In total, we provided more than $3.5 million in donations last year through these programs and many others.
425B: BECU was able to reach some big giving goals in 2015. What goals are you reaching for in 2016?
Porter: We think a lot about how to give back and how to make our donations work as hard as they can for our community. We have a great framework set for our philanthropic efforts, so our biggest focus is on ensuring our existing programs expand and evolve to better meet the needs of our community every year. In 2016, we expect to exceed what we were able to do last year. We also expect to break the 1-million-member milestone, which is an incredible achievement and honor. As an organization, we are very conscious that this groundswell of support is because our community trusts us, both as a financial resource and as a force for good in the community. It’s our duty to continue to earn this trust at every turn.
425B: You have worked at a number of different banks and credit unions through your career. What makes BECU different than the other organizations you’ve been involved with?

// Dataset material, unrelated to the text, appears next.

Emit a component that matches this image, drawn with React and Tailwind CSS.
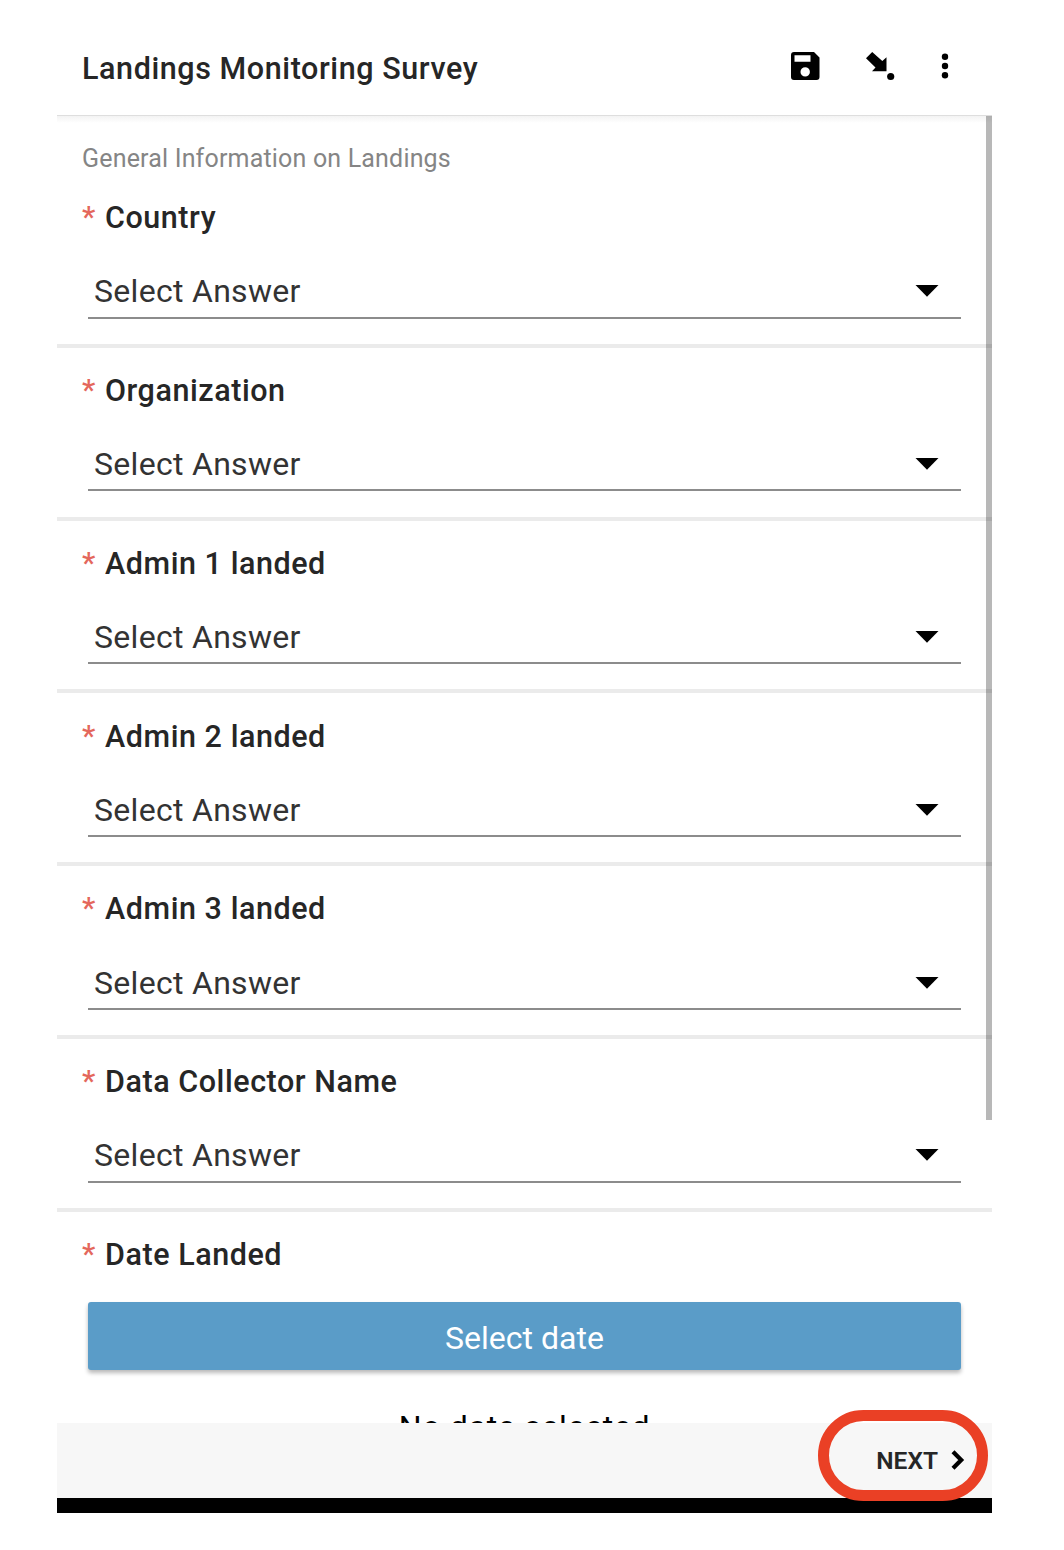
const QUESTIONS = [
  "Country",
  "Organization",
  "Admin 1 landed",
  "Admin 2 landed",
  "Admin 3 landed",
  "Data Collector Name",
];

function Label({ children }) {
  return (
    <div className="flex h-9 items-start pl-[25px] text-[30px] leading-9 whitespace-pre">
      <span className="w-[23px] font-medium text-[#e4675c]">*</span>
      <span className="mt-px text-[30.5px] font-medium tracking-[0.55px] text-[#262626]">{children}</span>
    </div>
  );
}

function SelectQuestion({ label }) {
  return (
    <section className="h-[172.8px] border-b-[4.4px] border-[#ebebeb] pt-[24.3px]">
      <Label>{label}</Label>
      <div className="mt-[36.1px] mr-[31px] ml-[31px] flex h-[47.3px] items-start justify-between border-b-2 border-[#8c8c8c] pr-[22px] pl-[6px]">
        <span className="text-[32px] leading-10 tracking-[0.3px] text-[#333]">Select Answer</span>
        <svg className="mt-[14px]" width="24" height="12" viewBox="0 0 24 12">
          <path d="M0.5 0h23L12 11.8z" fill="#000" />
        </svg>
      </div>
    </section>
  );
}

export default function App() {
  return (
    <div className="h-[1550px] w-[1064px] overflow-hidden bg-white font-['Roboto',sans-serif]">
      <div className="ml-[57px] flex h-[1513px] w-[935px] flex-col">
        <header className="flex h-[116px] shrink-0 items-start border-b border-[#dedede] pl-[25px]">
          <h1 className="mt-[51px] flex-1 text-[30.5px] leading-9 font-medium tracking-[0.58px] text-[#262626]">
            Landings Monitoring Survey
          </h1>
          <svg className="mt-[51px] mr-[46px]" width="29" height="30" viewBox="0 0 29 30">
            <path
              fillRule="evenodd"
              d="M3 1h20l5.500 5.500V26a3 3 0 0 1-3 3H3a3 3 0 0 1-3-3V4a3 3 0 0 1 3-3zM3.500 4.200v6.500h16V4.200zM14.200 16.200a4.700 4.700 0 1 0 0 9.400a4.700 4.700 0 0 0 0-9.400z"
            />
          </svg>
          <svg className="mt-[51px] mr-[46px]" width="29" height="30" viewBox="0 0 29 30">
            <path d="M6.200 1L0 7.200l9.500 9.300L6 20.300h14.500V6.200l-4.200 3.900z" />
            <circle cx="24.700" cy="25.500" r="3.600" />
          </svg>
          <svg className="mt-[51px] mr-[43px]" width="8" height="30" viewBox="0 0 8 30">
            <circle cx="4" cy="5.700" r="3.200" />
            <circle cx="4" cy="15" r="3.200" />
            <circle cx="4" cy="24.300" r="3.200" />
          </svg>
        </header>

        <main className="relative min-h-0 flex-1 overflow-hidden bg-[linear-gradient(#f3f3f3,#ffffff_7px)]">
          <div className="h-[59px] pt-[28px] pl-[25px] text-[25px] leading-[30px] tracking-[0.18px] text-[#858585]">
            General Information on Landings
          </div>
          {QUESTIONS.map((q) => (
            <SelectQuestion key={q} label={q} />
          ))}
          <section className="pt-[24.3px]">
            <Label>Date Landed</Label>
            <button className="mt-[30.2px] mr-[31px] ml-[31px] block h-[68px] w-[873px] rounded-[3px] bg-[#5a9cc8] pt-[4px] text-[32px] leading-10 text-white shadow-[0_3px_4px_rgba(0,0,0,0.28)]">
              Select date
            </button>
            <p className="mt-[37px] text-center text-[32px] leading-10 tracking-[0.7px] text-black">
              No date selected
            </p>
          </section>
          <div className="absolute top-0 right-0 h-[1004px] w-[6px] bg-black/28" />
        </main>

        <footer className="relative flex h-[75px] shrink-0 items-start justify-end bg-[#f7f7f7] pt-[23px] pr-[27px]">
          <span className="text-[24.5px] leading-[30px] font-semibold text-[#262626]">NEXT</span>
          <svg className="mt-[4px] ml-[13px]" width="14" height="20" viewBox="0 0 14 20">
            <path d="M2 1.800l8.200 8.200L2 18.200" fill="none" stroke="#000" strokeWidth="4.200" />
          </svg>
          <div className="absolute -top-[13px] right-[4px] z-10 h-[91px] w-[170px] rounded-[46px] border-[11.5px] border-[#ea4025]" />
        </footer>
        <div className="h-[15px] shrink-0 bg-black" />
      </div>
    </div>
  );
}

Porter: For me, I think it goes back to our founding – at its core, BECU is about people helping people. The way BECU is structured, as a not-for-profit credit union, means we have a responsibility to both our members and our community. We take our revenues and return them, not to shareholders or investors, but to our members in the form of lower fees, better rates and programs. Whether it’s offering innovative products and services – like a leading mobile app with budgeting tools – to providing competitive products and financial education, BECU is rooted in the basic principle of giving back, in ways big and small, to further financial empowerment and improve the communities where our members live. We are fortunate to be one of the largest credit unions in the country, and we strive to leverage our scale to make even bigger positive impact for our members and communities.
425B: You were the banking committee staff director for the Washington State Senate. How did public service influence your decision making in the banking world?
Porter: Public service showed me the strength of cooperation. There’s a spirit of cooperation among credit unions not found in many other industries. In partnership with other credit unions across the country, we are able to offer the convenience of branch and ATM networks as big as the largest banks in the country. BECU also works to build and strengthen community development credit unions, which serve low- and moderate-income people and communities, by providing financial support, guidance, innovation and encouragement to help serve members of all walks of life nationwide. In 2015, our philanthropic support helped more than a dozen community development credit unions across the country. Based upon my experience with BECU and the credit union industry, the fundamental difference is that decisions are made based on what’s in the best interest of our owner-members, not Wall Street.
425B: Why is it important for a credit union to be involved with the community, instead of simply offer good value for its members?
Porter: A credit union is “owned” by members of the community, so we are only as strong as our members and the communities we serve. This is why we invest in financial literacy, education and scholarships, philanthropy and sustainability. Going back to those original 18 members in 1935, it’s in our cooperative DNA to do what we can to empower individual members and make a positive difference at the community level.